Note: Pgpool-II does not accept client connections and queries during the execution of recovery_2nd_stage_command command, and waits for the existing clients to close their connections before executing the command. Therefore, the recovery_2nd_stage_command may not execute if the client stays connected for a long time.

Caution

recovery_2nd_stage command runs as a SQL command from PostgreSQL's point of view. Therefore, recovery_2nd_stage command can get prematurely killed by PostgreSQL if the PostgreSQL's statement_time_out is configured with the value that is smaller than the time recovery_2nd_stage_command takes for completion.

This parameter can be changed by reloading the Pgpool-II configurations.

recovery_timeout (integer)

Specifies the timeout in seconds to cancel the online recovery if it does not completes within this time. Since Pgpool-II does not accepts the connections during the second stage of online recovery, this parameter can be used to cancel the online recovery to manage the service down time during the online recovery.

This parameter can be changed by reloading the Pgpool-II configurations.

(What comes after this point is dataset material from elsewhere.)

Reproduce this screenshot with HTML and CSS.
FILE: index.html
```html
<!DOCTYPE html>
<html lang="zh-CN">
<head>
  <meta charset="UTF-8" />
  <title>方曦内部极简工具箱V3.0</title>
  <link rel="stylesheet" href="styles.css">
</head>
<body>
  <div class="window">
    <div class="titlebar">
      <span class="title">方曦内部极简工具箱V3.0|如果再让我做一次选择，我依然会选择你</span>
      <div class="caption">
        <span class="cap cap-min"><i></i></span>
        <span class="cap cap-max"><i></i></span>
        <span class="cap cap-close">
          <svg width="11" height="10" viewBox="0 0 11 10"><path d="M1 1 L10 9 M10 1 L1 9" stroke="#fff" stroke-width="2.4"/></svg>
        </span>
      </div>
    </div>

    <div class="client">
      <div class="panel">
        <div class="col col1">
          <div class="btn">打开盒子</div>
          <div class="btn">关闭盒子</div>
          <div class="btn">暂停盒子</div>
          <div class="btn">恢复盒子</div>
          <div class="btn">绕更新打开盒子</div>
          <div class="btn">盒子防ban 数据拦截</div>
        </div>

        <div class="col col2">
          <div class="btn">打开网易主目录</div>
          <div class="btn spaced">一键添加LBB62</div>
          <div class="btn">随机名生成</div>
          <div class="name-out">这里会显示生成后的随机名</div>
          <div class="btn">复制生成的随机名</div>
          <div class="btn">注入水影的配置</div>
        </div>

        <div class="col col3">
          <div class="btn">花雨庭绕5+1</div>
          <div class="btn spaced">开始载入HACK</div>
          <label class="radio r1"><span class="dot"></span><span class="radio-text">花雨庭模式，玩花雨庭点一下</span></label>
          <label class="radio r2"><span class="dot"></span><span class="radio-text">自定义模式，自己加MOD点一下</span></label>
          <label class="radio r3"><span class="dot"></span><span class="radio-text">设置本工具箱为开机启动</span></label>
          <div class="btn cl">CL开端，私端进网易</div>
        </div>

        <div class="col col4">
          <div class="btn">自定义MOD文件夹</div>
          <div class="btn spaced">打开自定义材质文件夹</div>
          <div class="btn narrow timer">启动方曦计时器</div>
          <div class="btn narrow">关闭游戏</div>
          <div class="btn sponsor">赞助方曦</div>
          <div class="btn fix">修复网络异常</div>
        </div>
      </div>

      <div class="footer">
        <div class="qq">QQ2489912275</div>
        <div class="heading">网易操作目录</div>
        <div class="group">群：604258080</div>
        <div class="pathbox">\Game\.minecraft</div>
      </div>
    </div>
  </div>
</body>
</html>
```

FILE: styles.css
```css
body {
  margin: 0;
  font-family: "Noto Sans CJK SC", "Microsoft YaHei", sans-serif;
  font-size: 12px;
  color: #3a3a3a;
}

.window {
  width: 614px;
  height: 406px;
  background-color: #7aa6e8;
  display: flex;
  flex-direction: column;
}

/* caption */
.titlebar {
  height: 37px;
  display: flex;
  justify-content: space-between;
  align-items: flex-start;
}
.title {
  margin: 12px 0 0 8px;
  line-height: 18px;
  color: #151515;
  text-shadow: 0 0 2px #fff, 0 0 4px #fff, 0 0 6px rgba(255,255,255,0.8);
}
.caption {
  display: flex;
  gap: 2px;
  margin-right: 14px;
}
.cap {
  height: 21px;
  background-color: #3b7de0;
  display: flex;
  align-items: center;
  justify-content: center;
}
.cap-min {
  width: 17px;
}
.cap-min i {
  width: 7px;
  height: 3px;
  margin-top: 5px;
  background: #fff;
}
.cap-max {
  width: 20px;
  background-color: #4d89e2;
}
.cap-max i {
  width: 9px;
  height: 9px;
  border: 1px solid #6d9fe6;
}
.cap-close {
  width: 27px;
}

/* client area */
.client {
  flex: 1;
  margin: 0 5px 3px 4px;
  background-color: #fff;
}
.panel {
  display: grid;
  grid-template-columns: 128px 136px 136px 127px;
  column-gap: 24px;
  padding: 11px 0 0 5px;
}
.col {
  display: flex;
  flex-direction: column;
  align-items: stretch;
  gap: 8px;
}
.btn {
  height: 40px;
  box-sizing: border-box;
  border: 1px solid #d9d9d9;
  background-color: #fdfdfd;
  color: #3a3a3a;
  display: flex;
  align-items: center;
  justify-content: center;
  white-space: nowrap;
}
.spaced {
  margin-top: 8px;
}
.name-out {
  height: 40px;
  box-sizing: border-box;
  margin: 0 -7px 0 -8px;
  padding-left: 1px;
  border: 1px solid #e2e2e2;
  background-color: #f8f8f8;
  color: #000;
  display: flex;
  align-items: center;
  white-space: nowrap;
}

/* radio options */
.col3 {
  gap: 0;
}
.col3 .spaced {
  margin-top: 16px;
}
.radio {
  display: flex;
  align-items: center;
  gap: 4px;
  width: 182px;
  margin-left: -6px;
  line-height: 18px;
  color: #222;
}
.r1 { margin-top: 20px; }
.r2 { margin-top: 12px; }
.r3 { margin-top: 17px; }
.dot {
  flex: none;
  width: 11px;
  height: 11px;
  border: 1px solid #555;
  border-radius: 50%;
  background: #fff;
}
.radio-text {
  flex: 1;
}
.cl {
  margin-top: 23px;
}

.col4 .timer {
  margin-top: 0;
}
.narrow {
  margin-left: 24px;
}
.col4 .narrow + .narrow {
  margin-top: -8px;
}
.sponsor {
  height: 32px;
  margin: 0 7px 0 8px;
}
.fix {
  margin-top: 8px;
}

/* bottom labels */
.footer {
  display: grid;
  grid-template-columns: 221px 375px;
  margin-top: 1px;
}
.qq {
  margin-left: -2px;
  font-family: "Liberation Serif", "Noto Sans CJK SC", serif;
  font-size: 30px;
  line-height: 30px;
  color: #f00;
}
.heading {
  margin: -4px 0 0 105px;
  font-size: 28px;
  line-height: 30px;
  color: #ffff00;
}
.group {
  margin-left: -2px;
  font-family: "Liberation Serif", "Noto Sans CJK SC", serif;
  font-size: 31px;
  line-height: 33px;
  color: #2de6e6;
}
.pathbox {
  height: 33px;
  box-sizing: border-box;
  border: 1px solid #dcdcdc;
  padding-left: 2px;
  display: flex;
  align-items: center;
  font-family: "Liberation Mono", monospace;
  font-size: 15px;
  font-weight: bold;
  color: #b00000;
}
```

client_idle_limit_in_recovery (integer)

Specifies the time in seconds to disconnect a client if it remains idle since the last query during the online recovery. client_idle_limit_in_recovery is similar to the client_idle_limit but only takes effect during the second stage of online recovery.

This is useful for preventing the Pgpool-II recovery from being disturbed by the lazy clients or if the TCP/IP connection between the client and Pgpool-II is accidentally down (a cut cable for instance).

Note: client_idle_limit_in_recovery must be smaller than recovery_timeout. Otherwise, recovery_timeout comes first and you will see following error while executing online recovery:

	 ERROR:  node recovery failed, waiting connection closed in the other pgpools timeout
	

If set to -1, all clients get immediately disconnected when the second stage of online recovery starts. The default is 0, which turns off the feature.

This parameter can be changed by reloading the Pgpool-II configurations. You can also use PGPOOL SET command to alter the value of this parameter for a current session.